═════ DATA EXCERPTS ═════

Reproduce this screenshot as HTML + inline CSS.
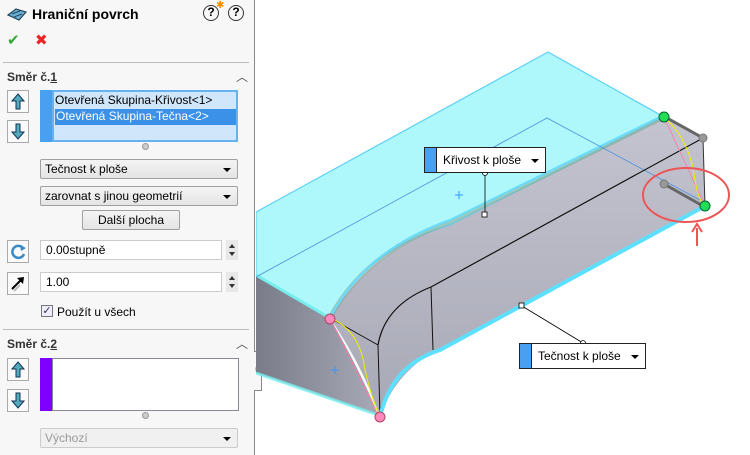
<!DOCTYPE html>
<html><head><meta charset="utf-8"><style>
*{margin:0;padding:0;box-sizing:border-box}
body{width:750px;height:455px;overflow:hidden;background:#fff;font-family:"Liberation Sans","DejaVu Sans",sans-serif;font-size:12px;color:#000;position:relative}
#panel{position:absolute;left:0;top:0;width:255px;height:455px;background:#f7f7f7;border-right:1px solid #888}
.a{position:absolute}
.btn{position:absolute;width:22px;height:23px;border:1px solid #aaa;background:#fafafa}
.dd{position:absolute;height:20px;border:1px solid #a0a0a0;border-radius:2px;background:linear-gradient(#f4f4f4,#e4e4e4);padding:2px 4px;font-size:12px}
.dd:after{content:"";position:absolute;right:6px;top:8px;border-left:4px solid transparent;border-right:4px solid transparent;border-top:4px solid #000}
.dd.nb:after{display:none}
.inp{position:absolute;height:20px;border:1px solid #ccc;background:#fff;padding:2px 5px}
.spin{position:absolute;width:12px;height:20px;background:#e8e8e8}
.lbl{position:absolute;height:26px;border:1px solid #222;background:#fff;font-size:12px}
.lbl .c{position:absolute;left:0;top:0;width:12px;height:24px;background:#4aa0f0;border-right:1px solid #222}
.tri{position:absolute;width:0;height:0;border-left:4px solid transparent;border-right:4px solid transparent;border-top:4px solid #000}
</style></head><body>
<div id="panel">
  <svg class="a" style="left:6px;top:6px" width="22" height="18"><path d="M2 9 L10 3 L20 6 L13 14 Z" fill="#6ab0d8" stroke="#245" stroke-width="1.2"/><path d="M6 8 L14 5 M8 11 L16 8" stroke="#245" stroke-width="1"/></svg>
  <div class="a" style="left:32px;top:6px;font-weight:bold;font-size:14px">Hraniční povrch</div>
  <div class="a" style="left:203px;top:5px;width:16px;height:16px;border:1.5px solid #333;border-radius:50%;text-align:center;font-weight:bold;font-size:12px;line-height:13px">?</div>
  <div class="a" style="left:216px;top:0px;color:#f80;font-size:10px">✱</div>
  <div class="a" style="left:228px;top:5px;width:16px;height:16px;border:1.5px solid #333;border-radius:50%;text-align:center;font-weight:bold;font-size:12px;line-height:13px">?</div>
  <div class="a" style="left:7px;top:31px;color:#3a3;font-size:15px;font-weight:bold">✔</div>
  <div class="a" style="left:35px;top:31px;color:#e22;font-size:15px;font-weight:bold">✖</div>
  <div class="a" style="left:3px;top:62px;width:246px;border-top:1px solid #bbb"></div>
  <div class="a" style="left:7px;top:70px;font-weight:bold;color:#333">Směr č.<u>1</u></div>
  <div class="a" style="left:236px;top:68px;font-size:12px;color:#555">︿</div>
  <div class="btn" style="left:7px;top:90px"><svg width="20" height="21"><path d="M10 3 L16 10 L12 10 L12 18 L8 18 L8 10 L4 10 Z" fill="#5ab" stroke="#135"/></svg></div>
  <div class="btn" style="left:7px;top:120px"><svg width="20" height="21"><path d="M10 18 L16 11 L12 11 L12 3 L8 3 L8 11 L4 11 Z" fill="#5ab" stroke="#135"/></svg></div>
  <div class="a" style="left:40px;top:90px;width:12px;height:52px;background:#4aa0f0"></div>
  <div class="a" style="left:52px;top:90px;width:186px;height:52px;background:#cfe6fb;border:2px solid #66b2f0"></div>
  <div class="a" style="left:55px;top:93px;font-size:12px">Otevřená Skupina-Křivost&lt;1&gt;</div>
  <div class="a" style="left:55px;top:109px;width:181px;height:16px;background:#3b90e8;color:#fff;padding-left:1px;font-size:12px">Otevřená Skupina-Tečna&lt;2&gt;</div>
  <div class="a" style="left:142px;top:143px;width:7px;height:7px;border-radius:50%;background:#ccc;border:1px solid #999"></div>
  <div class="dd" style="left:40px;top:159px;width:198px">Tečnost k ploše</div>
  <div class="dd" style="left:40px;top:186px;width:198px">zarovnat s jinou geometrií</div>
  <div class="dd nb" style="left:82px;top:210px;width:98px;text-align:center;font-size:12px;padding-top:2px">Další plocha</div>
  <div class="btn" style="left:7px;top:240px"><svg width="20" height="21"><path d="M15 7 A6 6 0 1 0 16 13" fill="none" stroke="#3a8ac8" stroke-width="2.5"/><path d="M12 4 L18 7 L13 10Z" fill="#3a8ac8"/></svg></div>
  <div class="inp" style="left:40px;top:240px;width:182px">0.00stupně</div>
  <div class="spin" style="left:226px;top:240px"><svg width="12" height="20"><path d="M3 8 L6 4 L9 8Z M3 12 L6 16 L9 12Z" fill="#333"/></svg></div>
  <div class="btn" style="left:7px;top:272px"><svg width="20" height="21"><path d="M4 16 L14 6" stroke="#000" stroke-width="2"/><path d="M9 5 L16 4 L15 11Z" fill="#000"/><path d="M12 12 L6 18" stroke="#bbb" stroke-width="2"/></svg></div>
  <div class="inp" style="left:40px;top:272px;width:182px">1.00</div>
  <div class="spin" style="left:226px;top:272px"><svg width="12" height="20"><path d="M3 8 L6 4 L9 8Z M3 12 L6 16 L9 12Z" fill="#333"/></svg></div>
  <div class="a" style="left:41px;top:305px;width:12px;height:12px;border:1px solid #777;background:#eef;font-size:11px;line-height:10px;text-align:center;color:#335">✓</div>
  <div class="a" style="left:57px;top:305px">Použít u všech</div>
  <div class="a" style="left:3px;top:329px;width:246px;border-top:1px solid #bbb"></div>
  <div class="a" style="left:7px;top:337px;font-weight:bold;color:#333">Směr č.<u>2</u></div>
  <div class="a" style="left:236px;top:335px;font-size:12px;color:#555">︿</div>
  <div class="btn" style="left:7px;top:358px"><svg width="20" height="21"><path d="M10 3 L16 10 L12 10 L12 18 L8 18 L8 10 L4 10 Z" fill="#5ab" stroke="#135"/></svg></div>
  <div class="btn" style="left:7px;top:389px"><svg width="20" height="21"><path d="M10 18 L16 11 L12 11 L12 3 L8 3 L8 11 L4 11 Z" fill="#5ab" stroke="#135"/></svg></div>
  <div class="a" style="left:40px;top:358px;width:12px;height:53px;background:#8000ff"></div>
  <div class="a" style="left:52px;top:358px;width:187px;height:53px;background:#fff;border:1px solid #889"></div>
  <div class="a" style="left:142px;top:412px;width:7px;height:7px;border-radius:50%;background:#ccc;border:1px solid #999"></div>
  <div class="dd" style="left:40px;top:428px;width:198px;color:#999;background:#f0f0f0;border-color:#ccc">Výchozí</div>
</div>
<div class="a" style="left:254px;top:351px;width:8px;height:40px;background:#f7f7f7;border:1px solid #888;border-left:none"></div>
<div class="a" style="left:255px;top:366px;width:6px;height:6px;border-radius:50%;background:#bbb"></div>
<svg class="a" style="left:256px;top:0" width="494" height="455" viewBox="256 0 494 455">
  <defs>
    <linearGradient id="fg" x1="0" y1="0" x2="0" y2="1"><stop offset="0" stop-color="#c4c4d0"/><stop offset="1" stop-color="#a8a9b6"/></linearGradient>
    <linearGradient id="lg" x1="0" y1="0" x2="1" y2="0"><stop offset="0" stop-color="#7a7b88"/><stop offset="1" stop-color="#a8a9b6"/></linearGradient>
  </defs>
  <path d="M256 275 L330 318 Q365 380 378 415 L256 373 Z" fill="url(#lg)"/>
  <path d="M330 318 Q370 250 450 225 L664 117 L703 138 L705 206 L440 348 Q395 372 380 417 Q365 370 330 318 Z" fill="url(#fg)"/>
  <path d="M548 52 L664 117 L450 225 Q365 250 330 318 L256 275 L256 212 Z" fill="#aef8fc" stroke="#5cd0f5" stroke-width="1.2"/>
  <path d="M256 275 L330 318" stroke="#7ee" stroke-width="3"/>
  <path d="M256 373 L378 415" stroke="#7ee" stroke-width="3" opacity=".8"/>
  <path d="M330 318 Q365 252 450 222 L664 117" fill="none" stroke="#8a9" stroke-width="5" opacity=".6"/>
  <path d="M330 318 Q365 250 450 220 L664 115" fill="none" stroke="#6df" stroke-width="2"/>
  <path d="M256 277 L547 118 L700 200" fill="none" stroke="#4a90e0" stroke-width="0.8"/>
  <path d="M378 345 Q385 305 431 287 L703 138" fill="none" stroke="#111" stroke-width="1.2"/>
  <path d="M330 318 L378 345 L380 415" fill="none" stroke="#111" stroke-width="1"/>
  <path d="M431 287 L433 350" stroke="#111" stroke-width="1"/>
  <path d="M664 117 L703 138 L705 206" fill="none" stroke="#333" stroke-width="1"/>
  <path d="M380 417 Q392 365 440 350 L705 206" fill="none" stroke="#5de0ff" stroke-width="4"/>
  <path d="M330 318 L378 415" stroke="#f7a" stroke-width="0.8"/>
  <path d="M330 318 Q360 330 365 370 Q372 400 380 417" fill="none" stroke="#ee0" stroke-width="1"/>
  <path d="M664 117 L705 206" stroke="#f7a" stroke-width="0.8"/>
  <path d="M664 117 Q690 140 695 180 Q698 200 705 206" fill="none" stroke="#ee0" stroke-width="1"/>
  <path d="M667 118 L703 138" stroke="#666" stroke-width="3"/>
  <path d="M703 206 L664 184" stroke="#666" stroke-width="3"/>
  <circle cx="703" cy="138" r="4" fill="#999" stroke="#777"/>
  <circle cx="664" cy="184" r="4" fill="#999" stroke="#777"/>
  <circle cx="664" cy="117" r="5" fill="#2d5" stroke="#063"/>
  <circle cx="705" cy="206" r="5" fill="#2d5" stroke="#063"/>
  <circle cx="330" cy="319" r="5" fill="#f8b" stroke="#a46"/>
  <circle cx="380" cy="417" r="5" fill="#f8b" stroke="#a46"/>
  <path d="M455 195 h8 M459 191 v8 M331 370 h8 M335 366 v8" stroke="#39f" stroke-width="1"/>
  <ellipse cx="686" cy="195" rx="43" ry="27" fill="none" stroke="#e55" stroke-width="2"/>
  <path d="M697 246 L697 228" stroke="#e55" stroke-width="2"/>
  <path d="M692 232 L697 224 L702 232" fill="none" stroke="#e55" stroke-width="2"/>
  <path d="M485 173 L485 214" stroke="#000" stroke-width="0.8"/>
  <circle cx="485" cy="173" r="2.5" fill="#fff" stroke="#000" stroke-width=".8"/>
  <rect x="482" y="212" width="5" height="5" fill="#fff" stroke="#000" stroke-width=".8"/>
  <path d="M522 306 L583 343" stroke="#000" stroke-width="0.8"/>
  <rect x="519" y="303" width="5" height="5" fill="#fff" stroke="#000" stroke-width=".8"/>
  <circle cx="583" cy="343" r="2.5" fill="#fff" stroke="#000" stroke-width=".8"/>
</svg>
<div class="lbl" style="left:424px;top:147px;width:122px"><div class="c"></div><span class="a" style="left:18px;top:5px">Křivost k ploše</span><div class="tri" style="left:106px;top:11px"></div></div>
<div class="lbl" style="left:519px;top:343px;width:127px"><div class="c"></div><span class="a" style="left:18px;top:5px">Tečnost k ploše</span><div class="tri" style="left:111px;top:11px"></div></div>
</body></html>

═════
═════ DATA EXCERPTS ═════

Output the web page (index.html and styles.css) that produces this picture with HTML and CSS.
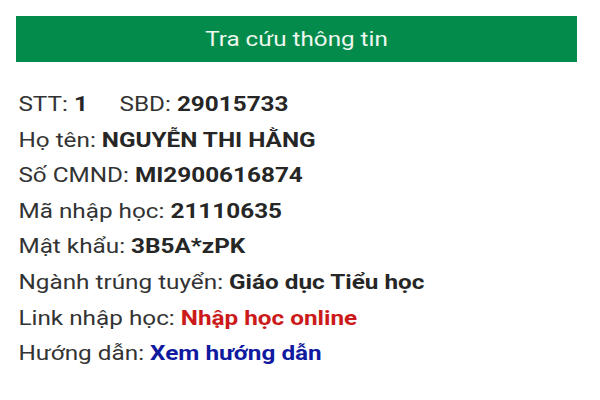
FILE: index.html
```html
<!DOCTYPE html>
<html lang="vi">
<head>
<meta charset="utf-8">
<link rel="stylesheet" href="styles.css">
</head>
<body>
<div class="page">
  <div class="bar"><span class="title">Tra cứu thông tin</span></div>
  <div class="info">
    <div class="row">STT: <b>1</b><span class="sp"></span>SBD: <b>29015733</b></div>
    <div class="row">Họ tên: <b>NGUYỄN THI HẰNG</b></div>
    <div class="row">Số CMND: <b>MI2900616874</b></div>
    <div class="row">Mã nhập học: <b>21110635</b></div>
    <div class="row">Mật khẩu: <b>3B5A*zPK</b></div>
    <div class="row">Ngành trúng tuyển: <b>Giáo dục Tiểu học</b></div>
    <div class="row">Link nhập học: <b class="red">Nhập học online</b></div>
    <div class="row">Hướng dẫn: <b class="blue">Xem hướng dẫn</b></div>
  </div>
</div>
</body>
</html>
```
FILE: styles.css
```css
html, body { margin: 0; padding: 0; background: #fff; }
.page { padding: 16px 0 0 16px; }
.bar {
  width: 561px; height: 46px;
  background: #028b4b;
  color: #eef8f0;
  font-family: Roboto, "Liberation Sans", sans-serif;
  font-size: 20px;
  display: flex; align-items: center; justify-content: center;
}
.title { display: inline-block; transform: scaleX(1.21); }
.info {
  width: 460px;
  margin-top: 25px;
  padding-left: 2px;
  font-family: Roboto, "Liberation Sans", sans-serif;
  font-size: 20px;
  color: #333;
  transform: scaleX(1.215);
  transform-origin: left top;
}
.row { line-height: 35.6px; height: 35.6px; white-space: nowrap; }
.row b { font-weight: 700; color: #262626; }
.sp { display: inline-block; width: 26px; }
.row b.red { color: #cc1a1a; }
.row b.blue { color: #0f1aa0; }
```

═════

GIVEN PROBLEM: In the entries above, find each line with the word "inline" and show it.

EXPECTED ANSWER:
Reproduce this screenshot as HTML + inline CSS.
.title { display: inline-block; transform: scaleX(1.21); }
.sp { display: inline-block; width: 26px; }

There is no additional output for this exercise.